**** Data extract

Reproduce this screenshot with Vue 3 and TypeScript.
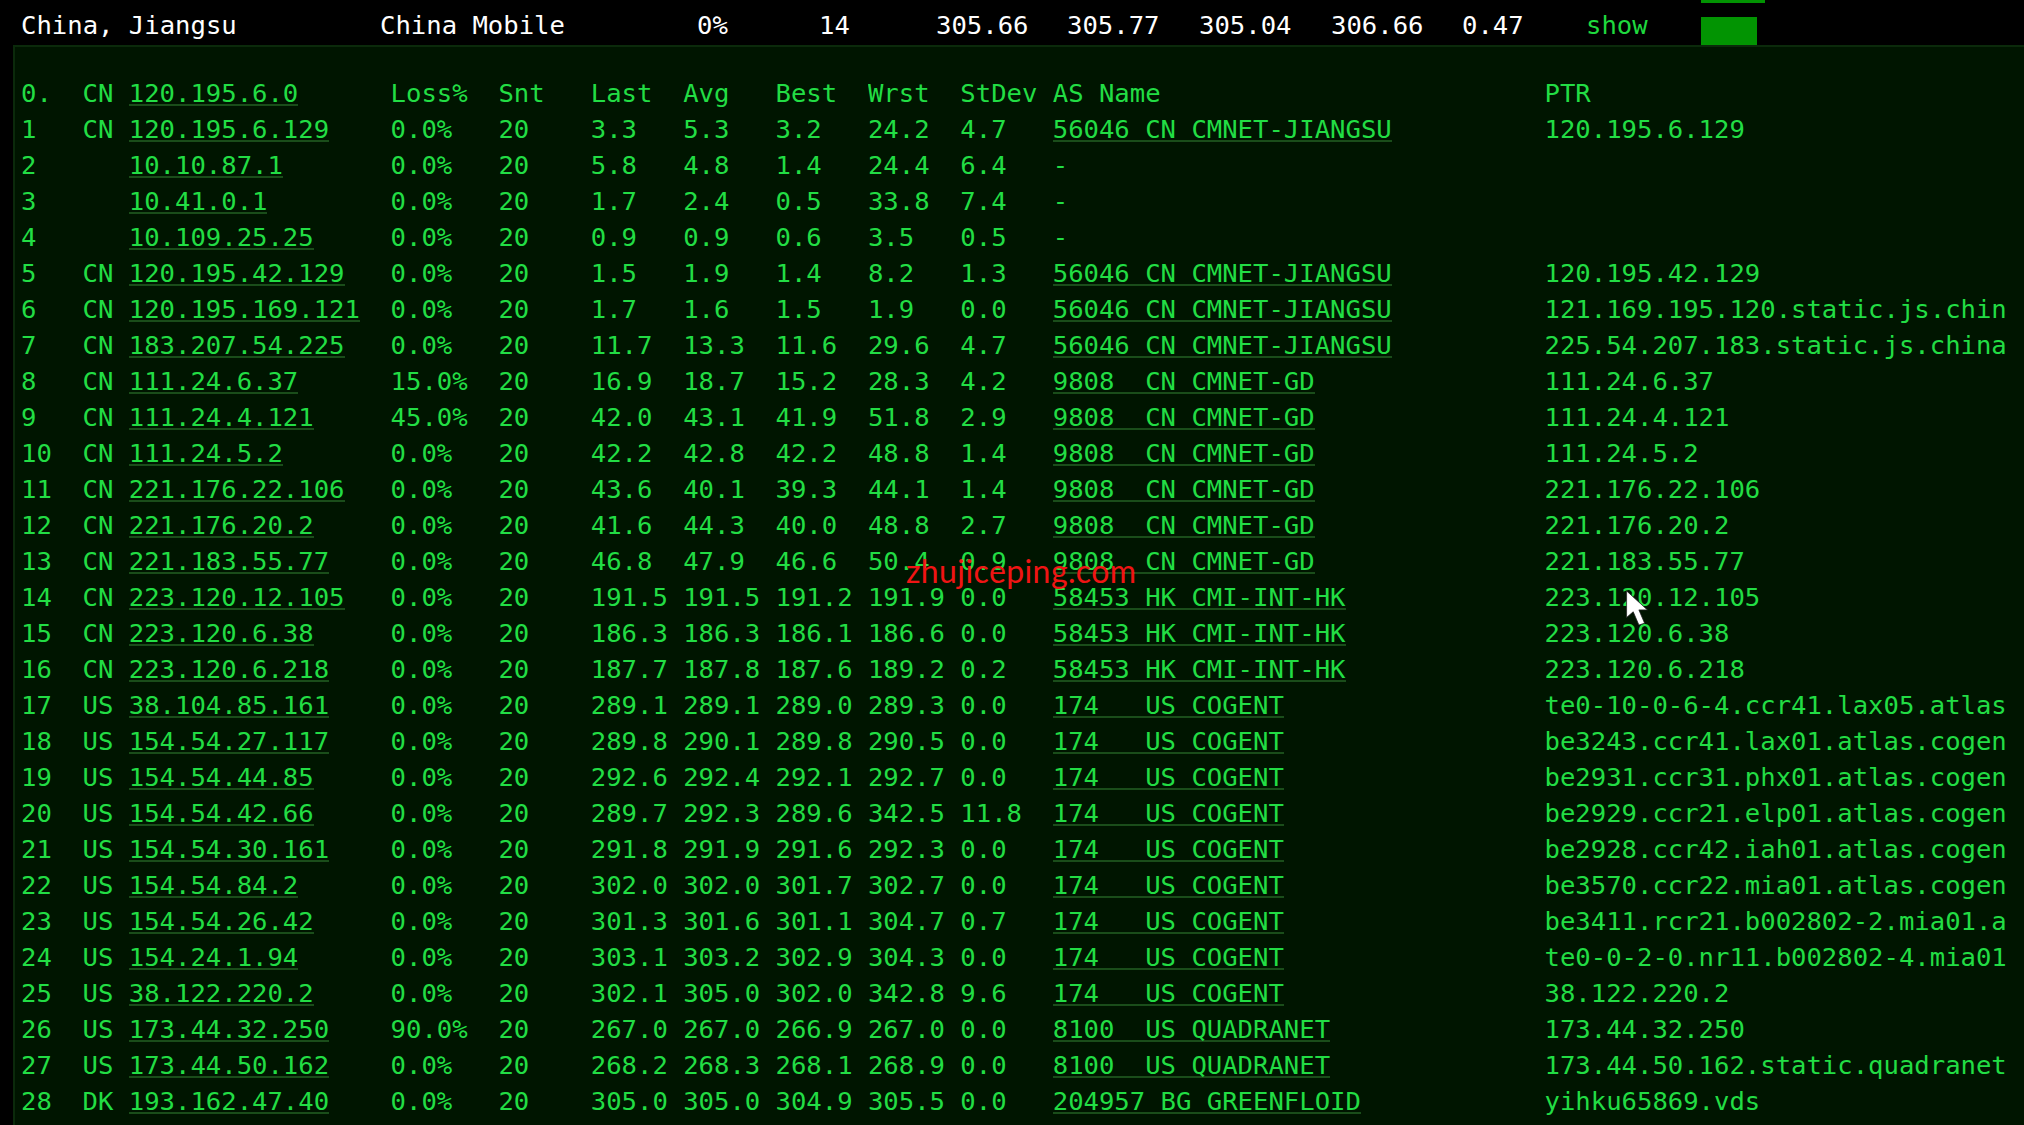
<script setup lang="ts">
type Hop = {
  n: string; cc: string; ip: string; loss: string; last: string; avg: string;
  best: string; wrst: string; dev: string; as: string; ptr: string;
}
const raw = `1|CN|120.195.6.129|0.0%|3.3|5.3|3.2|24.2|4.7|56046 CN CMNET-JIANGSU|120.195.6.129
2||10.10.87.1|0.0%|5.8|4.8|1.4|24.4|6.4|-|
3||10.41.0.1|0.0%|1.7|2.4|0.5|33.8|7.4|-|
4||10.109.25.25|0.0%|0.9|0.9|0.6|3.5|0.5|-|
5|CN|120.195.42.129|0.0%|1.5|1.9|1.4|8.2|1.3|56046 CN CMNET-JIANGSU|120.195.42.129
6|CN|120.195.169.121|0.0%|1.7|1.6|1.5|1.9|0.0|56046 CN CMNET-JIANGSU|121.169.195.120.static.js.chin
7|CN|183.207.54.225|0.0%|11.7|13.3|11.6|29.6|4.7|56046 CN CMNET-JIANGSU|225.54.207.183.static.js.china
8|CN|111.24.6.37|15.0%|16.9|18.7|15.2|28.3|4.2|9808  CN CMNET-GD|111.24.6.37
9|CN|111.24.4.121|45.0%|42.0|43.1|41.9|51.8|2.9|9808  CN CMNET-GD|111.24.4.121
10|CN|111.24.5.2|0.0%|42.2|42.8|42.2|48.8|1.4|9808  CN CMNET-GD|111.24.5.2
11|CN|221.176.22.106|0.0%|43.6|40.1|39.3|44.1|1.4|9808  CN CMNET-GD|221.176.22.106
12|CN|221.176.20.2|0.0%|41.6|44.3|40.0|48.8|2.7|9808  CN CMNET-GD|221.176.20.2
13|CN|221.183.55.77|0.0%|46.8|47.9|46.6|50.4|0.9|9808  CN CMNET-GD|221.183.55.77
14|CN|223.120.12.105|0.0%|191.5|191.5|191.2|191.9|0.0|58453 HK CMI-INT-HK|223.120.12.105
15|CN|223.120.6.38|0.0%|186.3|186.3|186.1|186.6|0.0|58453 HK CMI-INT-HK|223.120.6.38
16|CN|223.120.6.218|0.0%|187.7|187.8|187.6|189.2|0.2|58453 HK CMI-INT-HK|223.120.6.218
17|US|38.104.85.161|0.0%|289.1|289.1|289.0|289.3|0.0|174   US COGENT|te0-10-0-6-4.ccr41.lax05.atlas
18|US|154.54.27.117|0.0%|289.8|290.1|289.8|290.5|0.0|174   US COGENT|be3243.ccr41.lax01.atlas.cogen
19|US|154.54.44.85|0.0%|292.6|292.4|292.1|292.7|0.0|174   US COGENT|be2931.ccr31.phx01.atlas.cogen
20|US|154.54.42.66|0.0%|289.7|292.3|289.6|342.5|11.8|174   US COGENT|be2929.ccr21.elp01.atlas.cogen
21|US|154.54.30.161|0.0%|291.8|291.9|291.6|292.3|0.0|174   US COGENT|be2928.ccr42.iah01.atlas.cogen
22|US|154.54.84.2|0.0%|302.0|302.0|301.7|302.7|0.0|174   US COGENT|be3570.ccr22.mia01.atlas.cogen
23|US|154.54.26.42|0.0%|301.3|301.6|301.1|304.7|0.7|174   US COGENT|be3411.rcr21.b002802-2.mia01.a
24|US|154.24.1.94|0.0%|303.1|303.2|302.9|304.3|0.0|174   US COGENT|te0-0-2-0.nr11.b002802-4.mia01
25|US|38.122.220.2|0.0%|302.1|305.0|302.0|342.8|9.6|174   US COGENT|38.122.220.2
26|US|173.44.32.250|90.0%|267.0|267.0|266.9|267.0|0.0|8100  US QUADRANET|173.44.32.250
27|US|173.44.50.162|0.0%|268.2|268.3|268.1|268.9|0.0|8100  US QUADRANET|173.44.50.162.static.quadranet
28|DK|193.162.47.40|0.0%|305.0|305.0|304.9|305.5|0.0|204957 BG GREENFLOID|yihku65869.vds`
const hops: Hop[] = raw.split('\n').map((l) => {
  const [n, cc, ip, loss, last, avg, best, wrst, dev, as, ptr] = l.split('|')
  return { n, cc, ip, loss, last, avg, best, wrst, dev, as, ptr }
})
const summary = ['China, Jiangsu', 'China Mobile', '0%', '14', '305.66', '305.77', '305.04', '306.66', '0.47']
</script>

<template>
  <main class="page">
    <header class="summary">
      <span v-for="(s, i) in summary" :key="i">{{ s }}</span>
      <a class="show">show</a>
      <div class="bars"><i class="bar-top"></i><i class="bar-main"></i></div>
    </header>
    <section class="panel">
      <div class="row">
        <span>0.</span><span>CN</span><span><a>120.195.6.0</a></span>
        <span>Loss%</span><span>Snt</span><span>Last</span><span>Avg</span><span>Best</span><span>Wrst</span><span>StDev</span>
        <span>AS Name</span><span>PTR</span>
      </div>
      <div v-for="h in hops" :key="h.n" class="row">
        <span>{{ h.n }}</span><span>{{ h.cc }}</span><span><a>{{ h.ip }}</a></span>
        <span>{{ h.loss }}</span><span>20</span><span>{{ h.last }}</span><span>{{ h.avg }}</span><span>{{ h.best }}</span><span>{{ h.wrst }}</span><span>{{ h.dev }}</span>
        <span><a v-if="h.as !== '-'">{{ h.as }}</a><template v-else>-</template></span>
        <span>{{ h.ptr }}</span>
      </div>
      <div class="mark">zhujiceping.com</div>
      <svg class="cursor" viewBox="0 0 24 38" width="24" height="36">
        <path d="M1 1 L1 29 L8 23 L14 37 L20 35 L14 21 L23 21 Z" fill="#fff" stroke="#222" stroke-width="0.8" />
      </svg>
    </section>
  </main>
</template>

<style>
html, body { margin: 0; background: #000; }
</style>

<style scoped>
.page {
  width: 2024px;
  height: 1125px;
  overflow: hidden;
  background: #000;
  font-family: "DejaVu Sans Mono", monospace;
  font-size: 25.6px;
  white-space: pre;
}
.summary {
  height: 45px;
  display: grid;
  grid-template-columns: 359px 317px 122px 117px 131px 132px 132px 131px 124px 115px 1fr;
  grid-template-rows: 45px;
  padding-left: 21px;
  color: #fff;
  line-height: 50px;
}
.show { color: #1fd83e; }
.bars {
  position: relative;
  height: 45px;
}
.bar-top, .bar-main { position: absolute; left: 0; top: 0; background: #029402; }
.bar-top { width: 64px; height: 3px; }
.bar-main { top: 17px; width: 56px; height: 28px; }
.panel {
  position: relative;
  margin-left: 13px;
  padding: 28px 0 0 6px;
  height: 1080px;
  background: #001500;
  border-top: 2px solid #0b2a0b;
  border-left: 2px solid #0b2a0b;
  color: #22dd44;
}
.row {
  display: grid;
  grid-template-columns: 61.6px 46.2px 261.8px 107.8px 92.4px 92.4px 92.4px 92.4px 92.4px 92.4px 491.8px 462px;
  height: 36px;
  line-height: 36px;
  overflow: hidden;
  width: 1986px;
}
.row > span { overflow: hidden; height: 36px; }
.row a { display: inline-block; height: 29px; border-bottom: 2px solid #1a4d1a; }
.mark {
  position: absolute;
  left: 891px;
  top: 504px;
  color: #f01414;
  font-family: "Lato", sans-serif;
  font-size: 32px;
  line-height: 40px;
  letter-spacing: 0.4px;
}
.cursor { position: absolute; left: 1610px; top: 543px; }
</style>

********

**Short problem**
Return the full material word for word. Do not include the pictures.

**Answer in full**
Reproduce this screenshot with Vue 3 and TypeScript.
<script setup lang="ts">
type Hop = {
  n: string; cc: string; ip: string; loss: string; last: string; avg: string;
  best: string; wrst: string; dev: string; as: string; ptr: string;
}
const raw = `1|CN|120.195.6.129|0.0%|3.3|5.3|3.2|24.2|4.7|56046 CN CMNET-JIANGSU|120.195.6.129
2||10.10.87.1|0.0%|5.8|4.8|1.4|24.4|6.4|-|
3||10.41.0.1|0.0%|1.7|2.4|0.5|33.8|7.4|-|
4||10.109.25.25|0.0%|0.9|0.9|0.6|3.5|0.5|-|
5|CN|120.195.42.129|0.0%|1.5|1.9|1.4|8.2|1.3|56046 CN CMNET-JIANGSU|120.195.42.129
6|CN|120.195.169.121|0.0%|1.7|1.6|1.5|1.9|0.0|56046 CN CMNET-JIANGSU|121.169.195.120.static.js.chin
7|CN|183.207.54.225|0.0%|11.7|13.3|11.6|29.6|4.7|56046 CN CMNET-JIANGSU|225.54.207.183.static.js.china
8|CN|111.24.6.37|15.0%|16.9|18.7|15.2|28.3|4.2|9808  CN CMNET-GD|111.24.6.37
9|CN|111.24.4.121|45.0%|42.0|43.1|41.9|51.8|2.9|9808  CN CMNET-GD|111.24.4.121
10|CN|111.24.5.2|0.0%|42.2|42.8|42.2|48.8|1.4|9808  CN CMNET-GD|111.24.5.2
11|CN|221.176.22.106|0.0%|43.6|40.1|39.3|44.1|1.4|9808  CN CMNET-GD|221.176.22.106
12|CN|221.176.20.2|0.0%|41.6|44.3|40.0|48.8|2.7|9808  CN CMNET-GD|221.176.20.2
13|CN|221.183.55.77|0.0%|46.8|47.9|46.6|50.4|0.9|9808  CN CMNET-GD|221.183.55.77
14|CN|223.120.12.105|0.0%|191.5|191.5|191.2|191.9|0.0|58453 HK CMI-INT-HK|223.120.12.105
15|CN|223.120.6.38|0.0%|186.3|186.3|186.1|186.6|0.0|58453 HK CMI-INT-HK|223.120.6.38
16|CN|223.120.6.218|0.0%|187.7|187.8|187.6|189.2|0.2|58453 HK CMI-INT-HK|223.120.6.218
17|US|38.104.85.161|0.0%|289.1|289.1|289.0|289.3|0.0|174   US COGENT|te0-10-0-6-4.ccr41.lax05.atlas
18|US|154.54.27.117|0.0%|289.8|290.1|289.8|290.5|0.0|174   US COGENT|be3243.ccr41.lax01.atlas.cogen
19|US|154.54.44.85|0.0%|292.6|292.4|292.1|292.7|0.0|174   US COGENT|be2931.ccr31.phx01.atlas.cogen
20|US|154.54.42.66|0.0%|289.7|292.3|289.6|342.5|11.8|174   US COGENT|be2929.ccr21.elp01.atlas.cogen
21|US|154.54.30.161|0.0%|291.8|291.9|291.6|292.3|0.0|174   US COGENT|be2928.ccr42.iah01.atlas.cogen
22|US|154.54.84.2|0.0%|302.0|302.0|301.7|302.7|0.0|174   US COGENT|be3570.ccr22.mia01.atlas.cogen
23|US|154.54.26.42|0.0%|301.3|301.6|301.1|304.7|0.7|174   US COGENT|be3411.rcr21.b002802-2.mia01.a
24|US|154.24.1.94|0.0%|303.1|303.2|302.9|304.3|0.0|174   US COGENT|te0-0-2-0.nr11.b002802-4.mia01
25|US|38.122.220.2|0.0%|302.1|305.0|302.0|342.8|9.6|174   US COGENT|38.122.220.2
26|US|173.44.32.250|90.0%|267.0|267.0|266.9|267.0|0.0|8100  US QUADRANET|173.44.32.250
27|US|173.44.50.162|0.0%|268.2|268.3|268.1|268.9|0.0|8100  US QUADRANET|173.44.50.162.static.quadranet
28|DK|193.162.47.40|0.0%|305.0|305.0|304.9|305.5|0.0|204957 BG GREENFLOID|yihku65869.vds`
const hops: Hop[] = raw.split('\n').map((l) => {
  const [n, cc, ip, loss, last, avg, best, wrst, dev, as, ptr] = l.split('|')
  return { n, cc, ip, loss, last, avg, best, wrst, dev, as, ptr }
})
const summary = ['China, Jiangsu', 'China Mobile', '0%', '14', '305.66', '305.77', '305.04', '306.66', '0.47']
</script>

<template>
  <main class="page">
    <header class="summary">
      <span v-for="(s, i) in summary" :key="i">{{ s }}</span>
      <a class="show">show</a>
      <div class="bars"><i class="bar-top"></i><i class="bar-main"></i></div>
    </header>
    <section class="panel">
      <div class="row">
        <span>0.</span><span>CN</span><span><a>120.195.6.0</a></span>
        <span>Loss%</span><span>Snt</span><span>Last</span><span>Avg</span><span>Best</span><span>Wrst</span><span>StDev</span>
        <span>AS Name</span><span>PTR</span>
      </div>
      <div v-for="h in hops" :key="h.n" class="row">
        <span>{{ h.n }}</span><span>{{ h.cc }}</span><span><a>{{ h.ip }}</a></span>
        <span>{{ h.loss }}</span><span>20</span><span>{{ h.last }}</span><span>{{ h.avg }}</span><span>{{ h.best }}</span><span>{{ h.wrst }}</span><span>{{ h.dev }}</span>
        <span><a v-if="h.as !== '-'">{{ h.as }}</a><template v-else>-</template></span>
        <span>{{ h.ptr }}</span>
      </div>
      <div class="mark">zhujiceping.com</div>
      <svg class="cursor" viewBox="0 0 24 38" width="24" height="36">
        <path d="M1 1 L1 29 L8 23 L14 37 L20 35 L14 21 L23 21 Z" fill="#fff" stroke="#222" stroke-width="0.8" />
      </svg>
    </section>
  </main>
</template>

<style>
html, body { margin: 0; background: #000; }
</style>

<style scoped>
.page {
  width: 2024px;
  height: 1125px;
  overflow: hidden;
  background: #000;
  font-family: "DejaVu Sans Mono", monospace;
  font-size: 25.6px;
  white-space: pre;
}
.summary {
  height: 45px;
  display: grid;
  grid-template-columns: 359px 317px 122px 117px 131px 132px 132px 131px 124px 115px 1fr;
  grid-template-rows: 45px;
  padding-left: 21px;
  color: #fff;
  line-height: 50px;
}
.show { color: #1fd83e; }
.bars {
  position: relative;
  height: 45px;
}
.bar-top, .bar-main { position: absolute; left: 0; top: 0; background: #029402; }
.bar-top { width: 64px; height: 3px; }
.bar-main { top: 17px; width: 56px; height: 28px; }
.panel {
  position: relative;
  margin-left: 13px;
  padding: 28px 0 0 6px;
  height: 1080px;
  background: #001500;
  border-top: 2px solid #0b2a0b;
  border-left: 2px solid #0b2a0b;
  color: #22dd44;
}
.row {
  display: grid;
  grid-template-columns: 61.6px 46.2px 261.8px 107.8px 92.4px 92.4px 92.4px 92.4px 92.4px 92.4px 491.8px 462px;
  height: 36px;
  line-height: 36px;
  overflow: hidden;
  width: 1986px;
}
.row > span { overflow: hidden; height: 36px; }
.row a { display: inline-block; height: 29px; border-bottom: 2px solid #1a4d1a; }
.mark {
  position: absolute;
  left: 891px;
  top: 504px;
  color: #f01414;
  font-family: "Lato", sans-serif;
  font-size: 32px;
  line-height: 40px;
  letter-spacing: 0.4px;
}
.cursor { position: absolute; left: 1610px; top: 543px; }
</style>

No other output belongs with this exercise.